▶ _Direction_
Leaving the pictures out, print the lines from the first line of the listing through the line containing "const id = useId();", exactly as they read, and no others.

┄┄┄┄┄┄┄┄┄┄

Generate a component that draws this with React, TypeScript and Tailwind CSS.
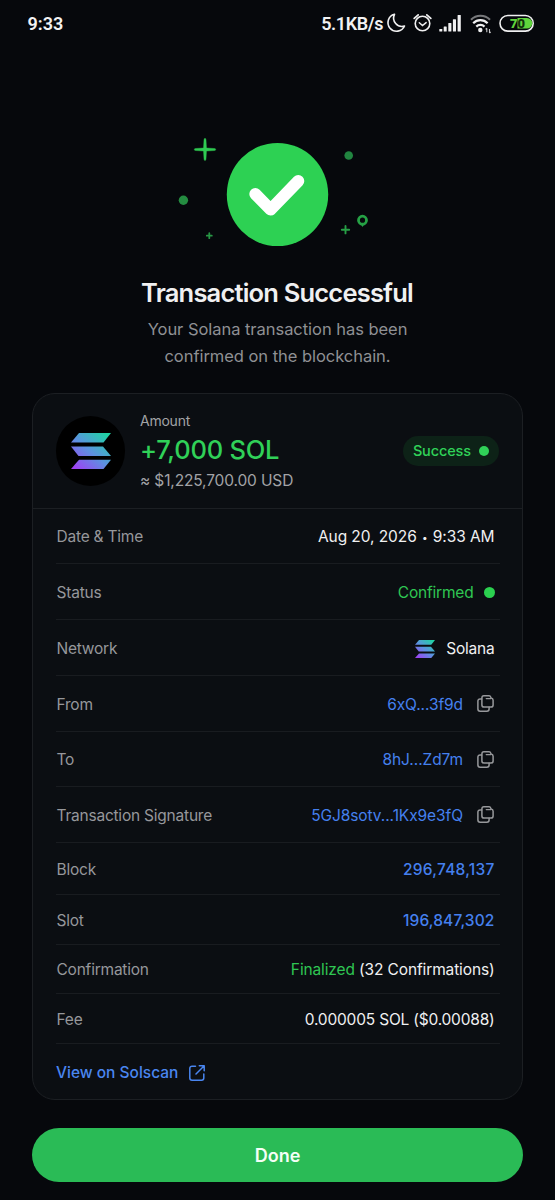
import { useId, type ReactNode } from "react";

type Row = { label: string; height: string; value: ReactNode };

function SolanaMark({ className }: { className?: string }) {
  const id = useId();

  return (
    <svg viewBox="0 0 40 36" className={className} preserveAspectRatio="none" aria-hidden="true">
      <defs>
        <linearGradient id={id} gradientUnits="userSpaceOnUse" x1="4" y1="36" x2="34" y2="0">
          <stop offset="0" stopColor="#a040f5" />
          <stop offset="0.5" stopColor="#5c92e0" />
          <stop offset="1" stopColor="#20d3a5" />
        </linearGradient>
      </defs>
      <g fill={`url(#${id})`}>
        <path d="M8 0h32l-7.500 9.500H0z" />
        <path d="M0 13.500h32l8 9.500H7.500z" />
        <path d="M8 26.800h32l-7.500 9.200H0z" />
      </g>
    </svg>
  );
}

function CopyIcon() {
  return (
    <svg
      width="17"
      height="17"
      viewBox="0 0 17 17"
      fill="none"
      stroke="#97989b"
      strokeWidth="1.5"
      strokeLinecap="round"
      strokeLinejoin="round"
      aria-hidden="true"
    >
      <path d="M6.900.8h5.200c1.400 0 1.600 1.200 2 2.200 1.400.2 2 .9 2 2.200v4.700a2.200 2.200 0 0 1-2.200 2.200H7.100a2.200 2.200 0 0 1-2.200-2.200V2.900A2.100 2.100 0 0 1 6.900.8z" />
      <path d="M9.200 3.600h4.600" strokeWidth="1.200" />
      <path d="M4.700 3.900H3A2.100 2.100 0 0 0 .9 6v8A2.200 2.200 0 0 0 3.100 16.200h6.800a2.200 2.200 0 0 0 2.200-2.200v-1.700" />
    </svg>
  );
}

function ExternalIcon() {
  return (
    <svg
      width="16"
      height="16"
      viewBox="0 0 16 16"
      fill="none"
      stroke="#4a86f0"
      strokeWidth="1.500"
      strokeLinecap="round"
      strokeLinejoin="round"
      aria-hidden="true"
    >
      <path d="M6.500 1.200H3A2.200 2.200 0 0 0 .8 3.400V13A2.200 2.200 0 0 0 3 15.200h9.600a2.200 2.200 0 0 0 2.200-2.200V9" />
      <path d="M10.300.8h4.900v5M15 1L7 9" />
    </svg>
  );
}

function Address({ children }: { children: ReactNode }) {
  return (
    <span className="flex items-center gap-[14px] pr-[0.500px] tracking-[-0.080px] text-[#4580ee]">
      {children}
      <button aria-label="Copy" className="pb-[2px]">
        <CopyIcon />
      </button>
    </span>
  );
}

const rows: Row[] = [
  {
    label: "Date & Time",
    height: "h-[55px]",
    value: (
      <span className="tracking-[-0.080px]">
        Aug 20, 2026 <span className="mx-[1px] align-[1px] text-[10px]">&bull;</span> 9:33 AM
      </span>
    ),
  },
  {
    label: "Status",
    height: "h-14",
    value: (
      <span className="flex items-center gap-[10px] tracking-[-0.200px] text-[#2fc653]">
        Confirmed
        <span className="size-[11px] rounded-full bg-[#2bd04f]" />
      </span>
    ),
  },
  {
    label: "Network",
    height: "h-14",
    value: (
      <span className="flex items-center gap-[11px] tracking-[-0.200px]">
        <SolanaMark className="h-[18px] w-[20px]" />
        Solana
      </span>
    ),
  },
  { label: "From", height: "h-14", value: <Address>6xQ...3f9d</Address> },
  { label: "To", height: "h-[55px]", value: <Address>8hJ...Zd7m</Address> },
  { label: "Transaction Signature", height: "h-14", value: <Address>5GJ8sotv...1Kx9e3fQ</Address> },
  {
    label: "Block",
    height: "h-[52px]",
    value: <span className="font-medium tracking-[0.230px] text-[#4580ee]">296,748,137</span>,
  },
  {
    label: "Slot",
    height: "h-[50px]",
    value: <span className="font-medium tracking-[0.120px] text-[#4580ee]">196,847,302</span>,
  },
  {
    label: "Confirmation",
    height: "h-[49px]",
    value: (
      <span className="tracking-[-0.130px]">
        <span className="text-[#2fc653]">Finalized</span> (32 Confirmations)
      </span>
    ),
  },
  {
    label: "Fee",
    height: "h-[50px]",
    value: <span className="tracking-[-0.200px]">0.000005 SOL ($0.00088)</span>,
  },
];

function StatusBar() {
  return (
    <header className="flex h-[46px] items-center justify-between pr-[19px] pl-[27.500px] font-[Roboto,sans-serif] text-[18px] font-semibold text-[#f2f2f3]">
      <span>9:33</span>
      <div className="flex items-center">
        <span className="mr-[1px] tracking-[-0.400px]">5.1KB/s</span>
        <svg width="152" height="24" viewBox="384 11 152 24" fill="none" stroke="#f0f0f1" aria-hidden="true">
          <path
            d="M394.500 14.300a8.600 8.600 0 1 0 10 11.700a8.400 8.400 0 0 1-10-11.700z"
            strokeWidth="1.600"
            strokeLinejoin="round"
          />
          <circle cx="422.500" cy="23.500" r="7.300" strokeWidth="1.600" />
          <path d="M419.300 22.800l3.200 2.800 3.600-3" strokeWidth="1.500" strokeLinecap="round" />
          <path d="M414.200 18.400l4-3.500M430.800 18.400l-4-3.500" strokeWidth="1.800" strokeLinecap="round" />
          <g fill="#f0f0f1" stroke="none">
            <rect x="439.300" y="29" width="3" height="2.500" rx="0.500" />
            <rect x="443.700" y="26.500" width="3" height="5" rx="0.500" />
            <rect x="448.300" y="23" width="3.100" height="8.500" rx="0.500" />
            <rect x="452.900" y="19.300" width="3.100" height="12.200" rx="0.500" />
            <rect x="457.600" y="15" width="3.200" height="16.500" rx="0.500" />
            <circle cx="480.300" cy="30" r="2.200" />
          </g>
          <path d="M471 19.800a13.200 13.200 0 0 1 19 0" stroke="#77787b" strokeWidth="2" />
          <path d="M473.200 23.200a10 10 0 0 1 14.400 0M476.300 26.600a5.800 5.800 0 0 1 8.200 0" strokeWidth="2.200" />
          <path
            d="M486.800 28.300v4M485.600 29.300l1.200-1.200M489.500 29v4M490.700 31.800l-1.200 1.200"
            stroke="#c8c8ca"
            strokeWidth="1.100"
          />
          <rect x="500" y="15.500" width="33.200" height="15.600" rx="7.800" strokeWidth="1.600" />
          <path d="M517.500 18h9.500a5.300 5.300 0 0 1 0 10.600h-9.500z" fill="#5fd53c" stroke="none" />
          <g className="font-[Roboto,sans-serif] text-[13px] font-black" stroke="none">
            <text x="510" y="28" fill="#5fd53c">
              7
            </text>
            <text x="517.500" y="28" fill="#12300b">
              0
            </text>
          </g>
        </svg>
      </div>
    </header>
  );
}

function SuccessBadge() {
  return (
    <svg width="199" height="112" viewBox="178 136 199 112" fill="none" className="mx-auto" aria-hidden="true">
      <ellipse cx="277.500" cy="194.500" rx="50.700" ry="51.600" fill="#2dd153" />
      <path
        d="M255.300 194L270.600 209.600L298.300 181"
        stroke="#fff"
        strokeWidth="12"
        strokeLinecap="round"
        strokeLinejoin="round"
      />
      <path
        d="M205 138.300q.9 0 1 1.500l.5 8.200 8 .5q1.200.1 1.200 1t-1.200 1l-8 .5-.5 8q-.1 1.500-1 1.500t-1-1.500l-.5-8-8-.5q-1.200-.1-1.200-1t1.200-1l8-.5.5-8.200q.1-1.500 1-1.500z"
        fill="#2fca52"
        stroke="#2fca52"
        strokeWidth="0.400"
      />
      <circle cx="183.400" cy="200.200" r="4.700" fill="#248c41" />
      <circle cx="348.700" cy="155.500" r="4.300" fill="#218540" />
      <path d="M209.300 233.200v5M206.800 235.700h5" stroke="#279645" strokeWidth="1.800" strokeLinecap="round" />
      <path d="M345.500 226v7.400M341.800 229.700h7.400" stroke="#279f46" strokeWidth="1.900" strokeLinecap="round" />
      <circle cx="362.500" cy="220.200" r="4" stroke="#25a145" strokeWidth="2.800" />
      <path d="M360.800 224.500h3.400l-1.700 2.600z" fill="#25a145" />
    </svg>
  );
}

export default function App() {
  return (
    <main className="flex h-[1200px] w-[555px] flex-col bg-[#06080c] font-[Inter,sans-serif] text-[#f0f0f1]">
      <StatusBar />

      <section className="pt-[90px] text-center">
        <SuccessBadge />
        <h1 className="mt-[28px] pr-[1px] text-[25.500px] leading-[34px] font-semibold tracking-[-0.800px]">
          Transaction Successful
        </h1>
        <p className="mt-[6px] text-[16.500px] leading-[26.500px] tracking-[-0.040px] text-[#8f9094]">
          Your Solana transaction has been
          <br />
          confirmed on the blockchain.
        </p>
      </section>

      <section className="mx-8 mt-[24px] h-[707px] rounded-[23px] border border-[#1c1f23] bg-[#0b0e12]">
        <div className="flex h-[115px] items-center border-b border-[#1c1f23] px-[23px]">
          <div className="flex h-[70px] w-[69px] items-center justify-center rounded-full bg-black">
            <SolanaMark className="h-9 w-10" />
          </div>
          <div className="ml-[15px] flex-1">
            <p className="text-[14px] leading-[18px] tracking-[-0.240px] text-[#a2a3a6]">Amount</p>
            <p className="mt-[3px] text-[25.500px] leading-[34px] font-medium tracking-[-0.220px] text-[#30d158]">
              +7,000 SOL
            </p>
            <p className="mt-[4px] text-[15.500px] leading-[20px] tracking-[-0.140px] text-[#a2a3a6]">
              ≈ $1,225,700.00 USD
            </p>
          </div>
          <div className="flex h-[30px] items-center gap-[8px] rounded-full bg-[#0d2217] px-[10px] text-[14.500px] font-medium tracking-[-0.120px] text-[#30d158]">
            Success
            <span className="size-[10px] rounded-full bg-[#30d158]" />
          </div>
        </div>

        <dl className="pr-[22px] pl-[23px] text-[15.500px]">
          {rows.map((row) => (
            <div
              key={row.label}
              className={`flex items-center justify-between border-b border-[#191c20] pt-[2px] pr-[5.500px] pl-[0.500px] ${row.height}`}
            >
              <dt className="tracking-[-0.220px] text-[#96979b]">{row.label}</dt>
              <dd>{row.value}</dd>
            </div>
          ))}
        </dl>

        <a className="flex h-[55px] items-center gap-[11px] px-[23px] pt-[2px] text-[15.500px] font-medium text-[#4a86f0]">
          View on Solscan
          <ExternalIcon />
        </a>
      </section>

      <button className="mx-8 mt-[28px] h-[54px] rounded-full bg-[#2abb56] text-[18px] font-semibold text-[#f4fff6]">
        Done
      </button>
    </main>
  );
}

┄┄┄┄┄┄┄┄┄┄

▶ _Task solution_
Generate a component that draws this with React, TypeScript and Tailwind CSS.
import { useId, type ReactNode } from "react";

type Row = { label: string; height: string; value: ReactNode };

function SolanaMark({ className }: { className?: string }) {
  const id = useId();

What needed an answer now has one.